I have but one question for God: How can I make a coin disappear and then reappear behind someone's ear?

Okay...make it two questions. What evil could man have possibly done to deserve mimes?

 
At 29 August, 2006 08:29, Blogger rhapsody said...

One question, (in many parts:) that I have is:

When the Bible uses the word 'wine'- does it really mean grape juice?

Did Jesus turn the water at the wedding into grape juice?

Did people back then get drunk on grape juice?

Correct me if I'm wrong- didn't Jesus say He was going to wait for The Banquet with us (I'm hoping I'm there!) at the end of time's existence to drink Heaven's finest wine...

or did He mean grape juice?

 
At 04 September, 2006 16:37, Blogger Kevin O'Brien said...

What GKC did in this dialogue between the atheist and the madman-who-is-God is beyond anything the near-atheist Mark Twain ever achieved on this same subject.
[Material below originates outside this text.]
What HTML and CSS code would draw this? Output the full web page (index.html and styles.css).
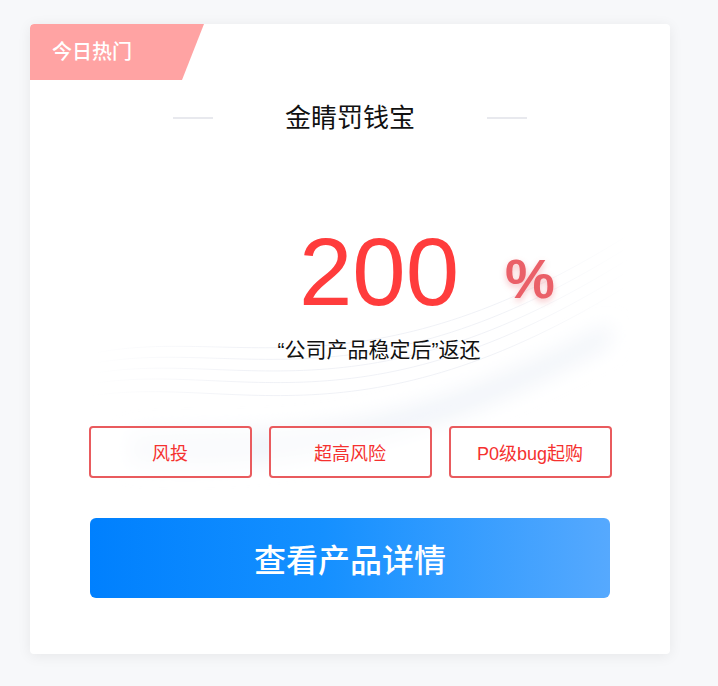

It's funnier and more poignant, but deals just as solidly with the Problem of Evil.

The difference is Twain was meandering through the hell of disbelief, while Chesterton had come through it. Chesterton's trip through hell gave him the strength to write what he wrote.

This is why any attempt to adapt "The Man who was Thursday" has to grapple with a trip through hell.

 
At 05 September, 2006 11:22, Blogger Dr. Thursday said...

Excellent point. Yes, "Thursday" is a complex topic, and needs more thought, and discussion (I think the "Chesterteens" are getting into this over on their blogg.) But I do hope we shall see some kind of stage production - and even more, a full-length screenplay... what a place to apply the most cunning of special effects!

But on your deeper point (no pun intended): Maybe the "Steve Miller Band" said "you've got to go through hell before you get to heaven" - but Dante wrote a whole book about that journey 700 years ago, and spent the best third of the book talking about what heaven is like (just in case anyone really wants to know!)

It's a good part of Catholic theology to have a hatred of sin, but exactly halfway through the book, the middle of the middle canto, Dante turns his back on things-to-be-hated, and starts looking upwards towards things-to-be-loved. Wow, talk about intricate structures!